The Gallery Singers. Vancouver choir, initially of 12 voices and latterly of 22, founded in 1968 by Frederick Carter. The singers have given about five concerts each year in Vancouver (some at the Vancouver Art Gallery, although there is no connection between the two organizations) and other British Columbia centres. Winners in 1969, 1970, and 1971 of the City of Lincoln Trophy awarded by the FCMF, the singers divided themselves into two groups for the 1972 Tee-side International Festival in England and took first and second places in the small ensembles class.

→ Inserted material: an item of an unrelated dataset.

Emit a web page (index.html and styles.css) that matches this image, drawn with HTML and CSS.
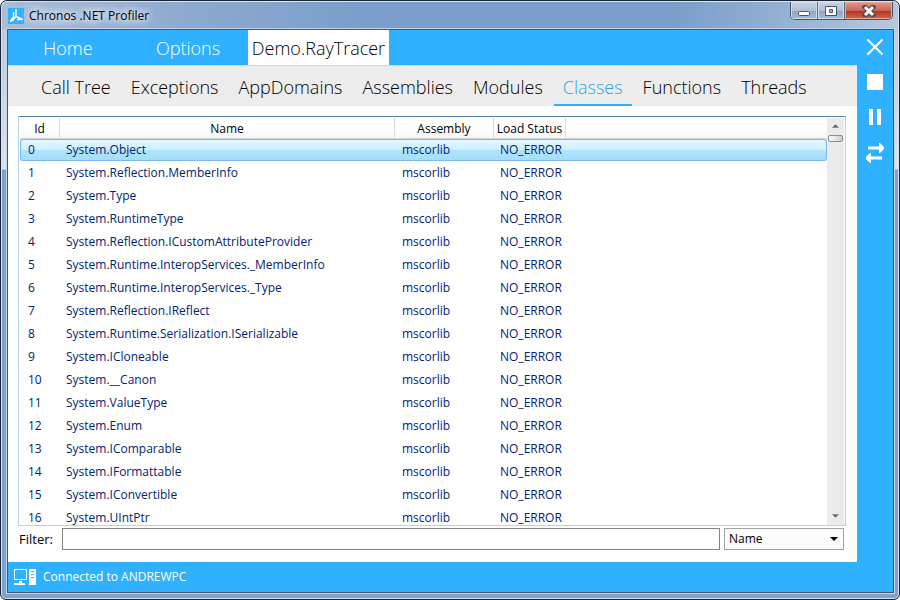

In addition they were semi-finalists that year in the BBC's amateur choral competition, 'Let the Peoples Sing'. They sang again in Great Britain in 1978. Though they possess a wide repertoire, the Gallery Singers have made a specialty of unaccompanied Tudor and 20th-century works. They have released privately four LPs of music by Byrd, Messiaen, Palestrina, Passereau, Stanford, and Vaughan Williams and various folk songs. The singers' founder and conductor 1968-90, Frederick (George) Carter (b Enfield, England, 5 Mar 1913) trained in London with Harold Darke and, after serving as organist-choirmaster 1951-66 at Armagh Cathedral in Northern Ireland, moved to Vancouver. There he was organist-choirmaster at St John's Anglican Church 1966-80, associate organist at St Mary's (Kerrisdale) Anglican Church 1980-2, and organist-choirmaster at St Augustine's Roman Catholic Church 1982-8 and at Holy Rosary Cathedral 1988-90. He retired from his church position and from the Gallery Singers due to illness in 1990. He was succeeded as conductor of the Gallery Singers by Albert McLane in 1990.